After revisiting the character profile for Tammy, which I had filed away a year or so previously, I realised it was too skimpy – only a couple of sides handwritten on A4 lined paper.  Reading through my notes, it seemed like Tammy was a mere associate. It was as if she was a young woman I said hello to in the corridor at work, or someone I occasionally shared a few minutes of conversation with in the canteen: an acquaintance and nothing more. I chuckled to myself because I knew I had just discovered the reason why the abandoned novel had fizzled out after only 30k words.  If I was going to write this new novel, I needed Tammy to become like a daughter to me. I needed to know everything about her – her hopes, aspirations, fears and phobias. I had to know her parents, her worst moments in her schooldays, the job she did, her shortcomings and strengths and a host of other snippets of information about her. Creating characters isn’t easy, and, as I embarked on the first stages of planning the novel that was to become The White Cuckoo, I knew had just learned a harsh lesson –  I had not done enough work on Tammy in the first place, and the novel that had exhausted itself and fallen to its knees after only 30k words was my fault – not Tammy’s.

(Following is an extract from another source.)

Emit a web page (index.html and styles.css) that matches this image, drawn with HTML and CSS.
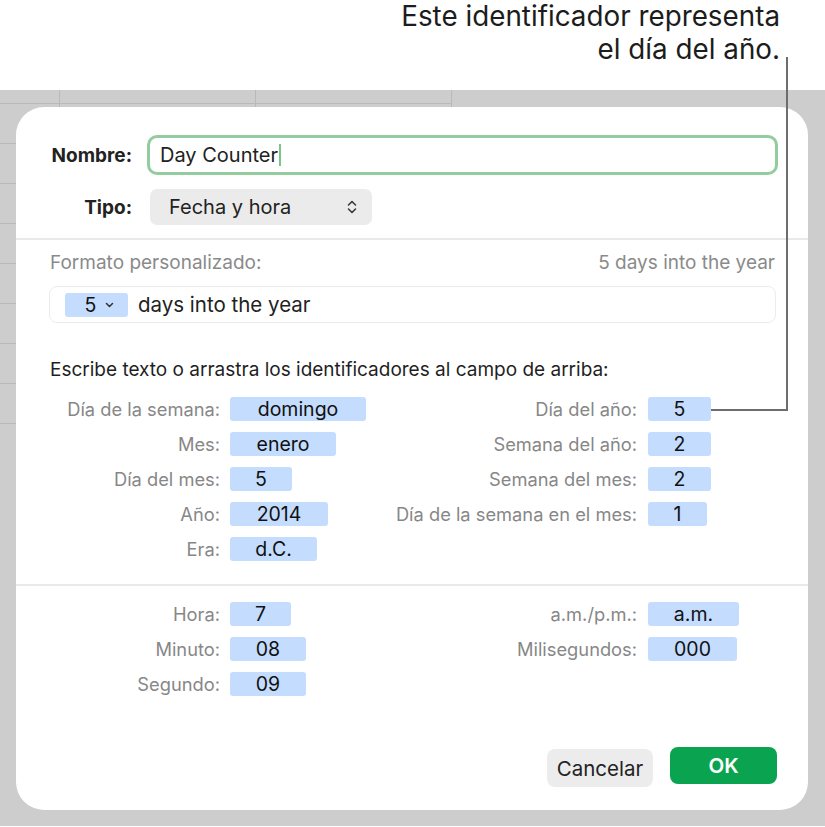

During December 2008 I spent all my writing time re-creating the character of Tamasyn Hargreaves (known as Tammy, apart from when Alan, her father, is annoyed with her), and as I did so, the other characters in the novel began to elbow their way in.  By January, I had a whole cast of characters and had built up their personal profiles and physical attributes.  I felt as if they were all waiting in the wings ready to go on stage.